> Written request
Repeat every line exactly, keeping the pictures out of the copy.

> Provided data
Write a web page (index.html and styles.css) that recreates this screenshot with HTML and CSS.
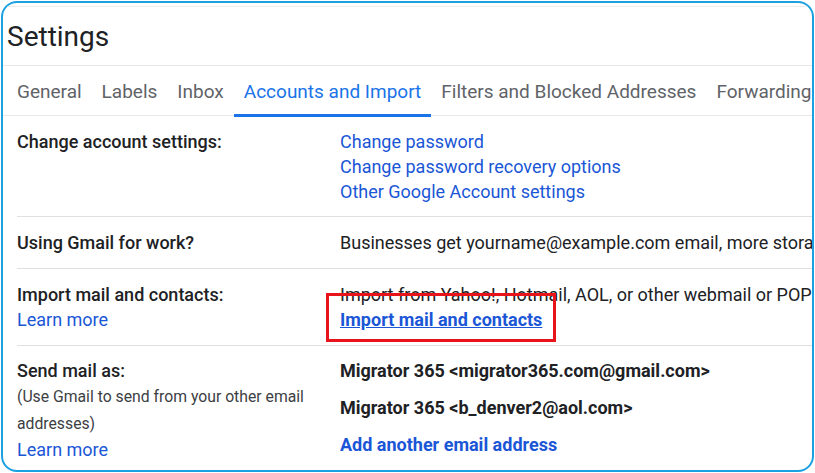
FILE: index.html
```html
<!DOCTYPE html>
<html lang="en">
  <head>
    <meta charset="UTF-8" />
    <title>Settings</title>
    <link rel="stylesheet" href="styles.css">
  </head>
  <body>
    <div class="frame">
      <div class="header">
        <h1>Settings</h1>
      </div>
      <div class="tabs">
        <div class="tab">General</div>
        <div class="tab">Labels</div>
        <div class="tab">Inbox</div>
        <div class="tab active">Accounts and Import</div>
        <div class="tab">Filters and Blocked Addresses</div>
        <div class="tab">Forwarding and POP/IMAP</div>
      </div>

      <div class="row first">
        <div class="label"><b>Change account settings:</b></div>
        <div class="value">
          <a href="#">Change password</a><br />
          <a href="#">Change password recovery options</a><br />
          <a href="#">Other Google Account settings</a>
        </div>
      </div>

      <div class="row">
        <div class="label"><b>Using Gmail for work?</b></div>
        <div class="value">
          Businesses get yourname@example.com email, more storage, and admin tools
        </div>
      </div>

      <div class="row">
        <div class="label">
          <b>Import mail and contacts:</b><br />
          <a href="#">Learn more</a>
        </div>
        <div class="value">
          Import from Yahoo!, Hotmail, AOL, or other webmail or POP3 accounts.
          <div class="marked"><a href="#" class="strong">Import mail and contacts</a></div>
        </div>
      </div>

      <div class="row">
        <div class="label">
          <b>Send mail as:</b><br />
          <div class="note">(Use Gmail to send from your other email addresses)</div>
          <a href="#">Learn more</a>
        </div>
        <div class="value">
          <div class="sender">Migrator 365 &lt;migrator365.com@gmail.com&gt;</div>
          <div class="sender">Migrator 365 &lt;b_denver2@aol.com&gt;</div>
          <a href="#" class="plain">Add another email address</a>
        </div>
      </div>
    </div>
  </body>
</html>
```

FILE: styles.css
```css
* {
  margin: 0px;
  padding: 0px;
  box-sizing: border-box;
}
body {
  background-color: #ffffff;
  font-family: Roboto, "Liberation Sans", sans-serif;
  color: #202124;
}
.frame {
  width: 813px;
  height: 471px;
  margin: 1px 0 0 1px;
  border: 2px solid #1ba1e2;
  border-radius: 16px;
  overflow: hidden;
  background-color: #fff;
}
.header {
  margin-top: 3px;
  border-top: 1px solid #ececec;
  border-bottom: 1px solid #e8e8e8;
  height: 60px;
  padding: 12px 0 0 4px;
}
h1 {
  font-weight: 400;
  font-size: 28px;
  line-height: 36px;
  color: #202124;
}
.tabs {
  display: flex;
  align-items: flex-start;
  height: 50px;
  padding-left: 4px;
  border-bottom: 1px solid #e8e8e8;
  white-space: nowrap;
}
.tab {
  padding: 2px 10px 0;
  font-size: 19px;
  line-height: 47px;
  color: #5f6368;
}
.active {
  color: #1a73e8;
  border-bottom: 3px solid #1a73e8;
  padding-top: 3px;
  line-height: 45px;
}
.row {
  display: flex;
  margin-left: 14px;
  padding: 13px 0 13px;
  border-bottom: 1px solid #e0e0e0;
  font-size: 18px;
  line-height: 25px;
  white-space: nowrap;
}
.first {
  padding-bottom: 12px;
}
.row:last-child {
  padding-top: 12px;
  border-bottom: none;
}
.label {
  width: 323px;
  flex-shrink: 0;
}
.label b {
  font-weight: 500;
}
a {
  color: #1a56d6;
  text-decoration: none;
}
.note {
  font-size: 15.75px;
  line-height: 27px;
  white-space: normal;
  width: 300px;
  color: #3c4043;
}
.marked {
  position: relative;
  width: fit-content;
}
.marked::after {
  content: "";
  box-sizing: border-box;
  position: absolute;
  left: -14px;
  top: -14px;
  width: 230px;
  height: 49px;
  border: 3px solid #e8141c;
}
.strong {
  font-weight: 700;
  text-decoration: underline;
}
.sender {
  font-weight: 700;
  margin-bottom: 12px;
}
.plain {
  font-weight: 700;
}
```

> Exercise answer
Write a web page (index.html and styles.css) that recreates this screenshot with HTML and CSS.
FILE: index.html
```html
<!DOCTYPE html>
<html lang="en">
  <head>
    <meta charset="UTF-8" />
    <title>Settings</title>
    <link rel="stylesheet" href="styles.css">
  </head>
  <body>
    <div class="frame">
      <div class="header">
        <h1>Settings</h1>
      </div>
      <div class="tabs">
        <div class="tab">General</div>
        <div class="tab">Labels</div>
        <div class="tab">Inbox</div>
        <div class="tab active">Accounts and Import</div>
        <div class="tab">Filters and Blocked Addresses</div>
        <div class="tab">Forwarding and POP/IMAP</div>
      </div>

      <div class="row first">
        <div class="label"><b>Change account settings:</b></div>
        <div class="value">
          <a href="#">Change password</a><br />
          <a href="#">Change password recovery options</a><br />
          <a href="#">Other Google Account settings</a>
        </div>
      </div>

      <div class="row">
        <div class="label"><b>Using Gmail for work?</b></div>
        <div class="value">
          Businesses get yourname@example.com email, more storage, and admin tools
        </div>
      </div>

      <div class="row">
        <div class="label">
          <b>Import mail and contacts:</b><br />
          <a href="#">Learn more</a>
        </div>
        <div class="value">
          Import from Yahoo!, Hotmail, AOL, or other webmail or POP3 accounts.
          <div class="marked"><a href="#" class="strong">Import mail and contacts</a></div>
        </div>
      </div>

      <div class="row">
        <div class="label">
          <b>Send mail as:</b><br />
          <div class="note">(Use Gmail to send from your other email addresses)</div>
          <a href="#">Learn more</a>
        </div>
        <div class="value">
          <div class="sender">Migrator 365 &lt;migrator365.com@gmail.com&gt;</div>
          <div class="sender">Migrator 365 &lt;b_denver2@aol.com&gt;</div>
          <a href="#" class="plain">Add another email address</a>
        </div>
      </div>
    </div>
  </body>
</html>
```

FILE: styles.css
```css
* {
  margin: 0px;
  padding: 0px;
  box-sizing: border-box;
}
body {
  background-color: #ffffff;
  font-family: Roboto, "Liberation Sans", sans-serif;
  color: #202124;
}
.frame {
  width: 813px;
  height: 471px;
  margin: 1px 0 0 1px;
  border: 2px solid #1ba1e2;
  border-radius: 16px;
  overflow: hidden;
  background-color: #fff;
}
.header {
  margin-top: 3px;
  border-top: 1px solid #ececec;
  border-bottom: 1px solid #e8e8e8;
  height: 60px;
  padding: 12px 0 0 4px;
}
h1 {
  font-weight: 400;
  font-size: 28px;
  line-height: 36px;
  color: #202124;
}
.tabs {
  display: flex;
  align-items: flex-start;
  height: 50px;
  padding-left: 4px;
  border-bottom: 1px solid #e8e8e8;
  white-space: nowrap;
}
.tab {
  padding: 2px 10px 0;
  font-size: 19px;
  line-height: 47px;
  color: #5f6368;
}
.active {
  color: #1a73e8;
  border-bottom: 3px solid #1a73e8;
  padding-top: 3px;
  line-height: 45px;
}
.row {
  display: flex;
  margin-left: 14px;
  padding: 13px 0 13px;
  border-bottom: 1px solid #e0e0e0;
  font-size: 18px;
  line-height: 25px;
  white-space: nowrap;
}
.first {
  padding-bottom: 12px;
}
.row:last-child {
  padding-top: 12px;
  border-bottom: none;
}
.label {
  width: 323px;
  flex-shrink: 0;
}
.label b {
  font-weight: 500;
}
a {
  color: #1a56d6;
  text-decoration: none;
}
.note {
  font-size: 15.75px;
  line-height: 27px;
  white-space: normal;
  width: 300px;
  color: #3c4043;
}
.marked {
  position: relative;
  width: fit-content;
}
.marked::after {
  content: "";
  box-sizing: border-box;
  position: absolute;
  left: -14px;
  top: -14px;
  width: 230px;
  height: 49px;
  border: 3px solid #e8141c;
}
.strong {
  font-weight: 700;
  text-decoration: underline;
}
.sender {
  font-weight: 700;
  margin-bottom: 12px;
}
.plain {
  font-weight: 700;
}
```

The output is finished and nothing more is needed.